The deal involves public safety tech firm RapidSOS — which just closed a $150 million funding round that involved BlackRock, the world’s largest asset manager — and Hexagon, a company that offers software, sensors and autonomous tech for industrial, city, defense, government and other areas.

The two companies are now offering “digital alerts” for firefighters responding to emergencies in commercial buildings. Monitoring centers in those structures send emergency dispatch data in real time without the need for phone calls.

The digital alerts are routed by the RapidSOS Intelligent Safety platform and received at emergency dispatch centers via Hexagon’s computer-aided dispatch system, or CAD.

The tech automatically creates an incident, “bypassing the initial call to a 911 telecommunicator, thus eliminating manual handoffs and reducing response time,” according to a statement.

So-called “manual handoffs” in such emergency situations can lead to wasted time and mistakes, the two companies said.

The Texas county is the first public agency to deploy this new tool.

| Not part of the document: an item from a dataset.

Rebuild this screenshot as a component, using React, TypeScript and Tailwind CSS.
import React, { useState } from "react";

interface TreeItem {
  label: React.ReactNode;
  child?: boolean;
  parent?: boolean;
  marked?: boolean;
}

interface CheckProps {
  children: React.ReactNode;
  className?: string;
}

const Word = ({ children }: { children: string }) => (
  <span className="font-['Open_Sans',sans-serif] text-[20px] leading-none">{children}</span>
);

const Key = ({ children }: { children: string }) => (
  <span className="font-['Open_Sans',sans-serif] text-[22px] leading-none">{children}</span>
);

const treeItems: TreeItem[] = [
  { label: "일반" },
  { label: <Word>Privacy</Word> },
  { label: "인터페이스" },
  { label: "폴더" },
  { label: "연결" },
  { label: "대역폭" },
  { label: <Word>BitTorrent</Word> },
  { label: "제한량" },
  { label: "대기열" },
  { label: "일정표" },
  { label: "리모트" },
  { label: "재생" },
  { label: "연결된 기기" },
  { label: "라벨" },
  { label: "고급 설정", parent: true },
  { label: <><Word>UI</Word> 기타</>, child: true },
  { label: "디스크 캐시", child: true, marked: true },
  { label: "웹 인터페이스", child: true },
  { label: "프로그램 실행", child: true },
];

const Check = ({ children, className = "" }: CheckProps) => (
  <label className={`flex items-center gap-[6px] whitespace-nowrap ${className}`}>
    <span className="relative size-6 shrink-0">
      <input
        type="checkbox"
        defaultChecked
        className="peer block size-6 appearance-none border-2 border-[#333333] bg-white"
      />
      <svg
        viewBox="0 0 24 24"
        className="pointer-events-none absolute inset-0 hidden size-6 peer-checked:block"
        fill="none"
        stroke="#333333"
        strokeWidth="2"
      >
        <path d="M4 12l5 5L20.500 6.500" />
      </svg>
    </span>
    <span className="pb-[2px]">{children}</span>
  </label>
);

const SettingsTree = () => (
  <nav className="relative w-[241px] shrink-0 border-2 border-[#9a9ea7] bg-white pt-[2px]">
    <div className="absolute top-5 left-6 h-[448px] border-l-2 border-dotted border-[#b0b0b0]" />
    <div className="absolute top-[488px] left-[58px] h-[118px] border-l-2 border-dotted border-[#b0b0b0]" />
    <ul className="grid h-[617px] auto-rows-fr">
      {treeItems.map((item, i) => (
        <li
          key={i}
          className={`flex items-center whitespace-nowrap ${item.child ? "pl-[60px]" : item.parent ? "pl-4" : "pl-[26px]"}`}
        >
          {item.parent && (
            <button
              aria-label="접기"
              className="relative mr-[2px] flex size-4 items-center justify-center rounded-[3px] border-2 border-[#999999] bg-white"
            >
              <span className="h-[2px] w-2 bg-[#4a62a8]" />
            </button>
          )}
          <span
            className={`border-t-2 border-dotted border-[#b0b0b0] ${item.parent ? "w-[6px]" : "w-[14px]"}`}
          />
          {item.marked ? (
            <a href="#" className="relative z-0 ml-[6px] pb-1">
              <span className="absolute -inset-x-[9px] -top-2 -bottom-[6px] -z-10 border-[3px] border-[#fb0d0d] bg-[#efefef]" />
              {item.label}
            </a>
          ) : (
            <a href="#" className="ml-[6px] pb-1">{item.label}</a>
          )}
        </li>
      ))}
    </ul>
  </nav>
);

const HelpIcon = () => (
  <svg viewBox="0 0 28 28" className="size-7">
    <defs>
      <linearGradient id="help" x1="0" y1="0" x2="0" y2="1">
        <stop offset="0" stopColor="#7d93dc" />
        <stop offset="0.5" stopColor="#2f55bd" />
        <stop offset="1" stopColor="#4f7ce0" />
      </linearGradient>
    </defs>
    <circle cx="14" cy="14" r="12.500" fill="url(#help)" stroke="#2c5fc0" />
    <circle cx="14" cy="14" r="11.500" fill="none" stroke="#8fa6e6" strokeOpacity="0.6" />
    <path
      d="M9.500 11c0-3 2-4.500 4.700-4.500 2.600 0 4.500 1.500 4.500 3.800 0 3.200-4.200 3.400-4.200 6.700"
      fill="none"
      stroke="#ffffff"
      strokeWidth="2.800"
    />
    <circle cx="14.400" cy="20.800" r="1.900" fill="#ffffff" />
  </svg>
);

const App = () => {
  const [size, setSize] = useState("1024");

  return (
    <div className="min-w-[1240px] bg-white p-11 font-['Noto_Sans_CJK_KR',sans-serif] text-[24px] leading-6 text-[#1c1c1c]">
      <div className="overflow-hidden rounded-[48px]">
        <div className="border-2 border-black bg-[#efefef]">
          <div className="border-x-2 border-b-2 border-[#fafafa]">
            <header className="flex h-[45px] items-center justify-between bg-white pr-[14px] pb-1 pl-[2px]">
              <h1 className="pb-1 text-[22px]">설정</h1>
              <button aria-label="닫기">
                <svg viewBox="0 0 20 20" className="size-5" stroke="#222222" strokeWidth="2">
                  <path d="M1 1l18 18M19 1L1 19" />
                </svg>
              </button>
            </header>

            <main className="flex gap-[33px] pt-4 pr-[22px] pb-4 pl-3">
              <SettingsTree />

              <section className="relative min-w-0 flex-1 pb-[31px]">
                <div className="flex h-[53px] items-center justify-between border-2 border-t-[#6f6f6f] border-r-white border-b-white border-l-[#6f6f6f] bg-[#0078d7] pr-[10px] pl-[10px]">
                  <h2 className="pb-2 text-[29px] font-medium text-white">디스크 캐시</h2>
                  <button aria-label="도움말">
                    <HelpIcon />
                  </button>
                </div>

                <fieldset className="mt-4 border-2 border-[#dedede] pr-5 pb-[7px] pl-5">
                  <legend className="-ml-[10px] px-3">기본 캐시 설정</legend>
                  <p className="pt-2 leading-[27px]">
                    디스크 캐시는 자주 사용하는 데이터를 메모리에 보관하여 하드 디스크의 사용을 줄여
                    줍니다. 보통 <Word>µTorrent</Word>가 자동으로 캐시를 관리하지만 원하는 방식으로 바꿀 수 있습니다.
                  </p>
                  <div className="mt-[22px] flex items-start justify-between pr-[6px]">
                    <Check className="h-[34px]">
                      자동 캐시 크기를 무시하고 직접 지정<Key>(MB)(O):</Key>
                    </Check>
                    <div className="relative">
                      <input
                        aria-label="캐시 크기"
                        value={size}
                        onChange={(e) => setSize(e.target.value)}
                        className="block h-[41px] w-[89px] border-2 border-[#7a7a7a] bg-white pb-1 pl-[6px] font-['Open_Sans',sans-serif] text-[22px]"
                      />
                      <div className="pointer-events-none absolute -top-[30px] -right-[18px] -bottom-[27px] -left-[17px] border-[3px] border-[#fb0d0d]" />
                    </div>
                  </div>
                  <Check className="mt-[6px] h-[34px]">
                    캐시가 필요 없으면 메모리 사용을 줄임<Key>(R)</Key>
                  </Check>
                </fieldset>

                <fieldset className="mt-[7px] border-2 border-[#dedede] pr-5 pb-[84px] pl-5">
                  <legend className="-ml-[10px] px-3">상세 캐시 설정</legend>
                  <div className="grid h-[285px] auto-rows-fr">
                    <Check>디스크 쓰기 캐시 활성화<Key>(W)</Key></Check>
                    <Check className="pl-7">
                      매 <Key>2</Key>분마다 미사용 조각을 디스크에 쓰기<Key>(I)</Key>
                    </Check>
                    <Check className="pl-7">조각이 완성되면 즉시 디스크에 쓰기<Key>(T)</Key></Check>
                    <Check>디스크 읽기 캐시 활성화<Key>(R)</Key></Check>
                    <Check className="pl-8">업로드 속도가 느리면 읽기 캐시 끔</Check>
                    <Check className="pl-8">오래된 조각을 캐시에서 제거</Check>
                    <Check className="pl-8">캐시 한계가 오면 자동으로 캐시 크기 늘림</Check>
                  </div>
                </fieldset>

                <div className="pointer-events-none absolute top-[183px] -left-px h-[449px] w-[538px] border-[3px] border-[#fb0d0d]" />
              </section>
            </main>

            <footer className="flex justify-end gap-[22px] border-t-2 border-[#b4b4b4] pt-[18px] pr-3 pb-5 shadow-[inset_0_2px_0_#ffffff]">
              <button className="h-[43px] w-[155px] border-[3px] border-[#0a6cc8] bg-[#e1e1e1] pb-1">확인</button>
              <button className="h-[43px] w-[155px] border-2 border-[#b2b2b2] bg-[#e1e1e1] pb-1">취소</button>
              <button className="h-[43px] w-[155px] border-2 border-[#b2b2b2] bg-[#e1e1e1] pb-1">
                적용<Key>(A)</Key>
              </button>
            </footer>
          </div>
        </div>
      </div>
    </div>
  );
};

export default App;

It isn’t the first time that El Paso County has provided a proving ground for RapidSOS, according to Bill Campbell, senior vice president for Global Public Safety/North America for Hexagon’s Safety, Infrastructure and Geospatial division.

“The El Paso 911 District is a forward-thinking agency who is open to new ideas and strategies for improving processes,” he told Government Technology via email. “As such, they were very interested in being the first to deploy RapidSOS’ Digital Alerts, integrated with Hexagon’s CAD system.”

Measuring the success of this deployment — and encouraging other agencies to buy this tool — will in large part come down to time.

“The time from activation at the source to the time received by the 911 center should be shorter than it was with a manual workflow,” Campbell said. “The software is automatically entering the event in CAD instead of a call-taker manually entering in information in real time as an alarm monitoring agent is dictating it.”

Last September, RapidSOS announced a similar partnership with Emergency24 to send commercial fire alarm signals more quickly to dispatchers.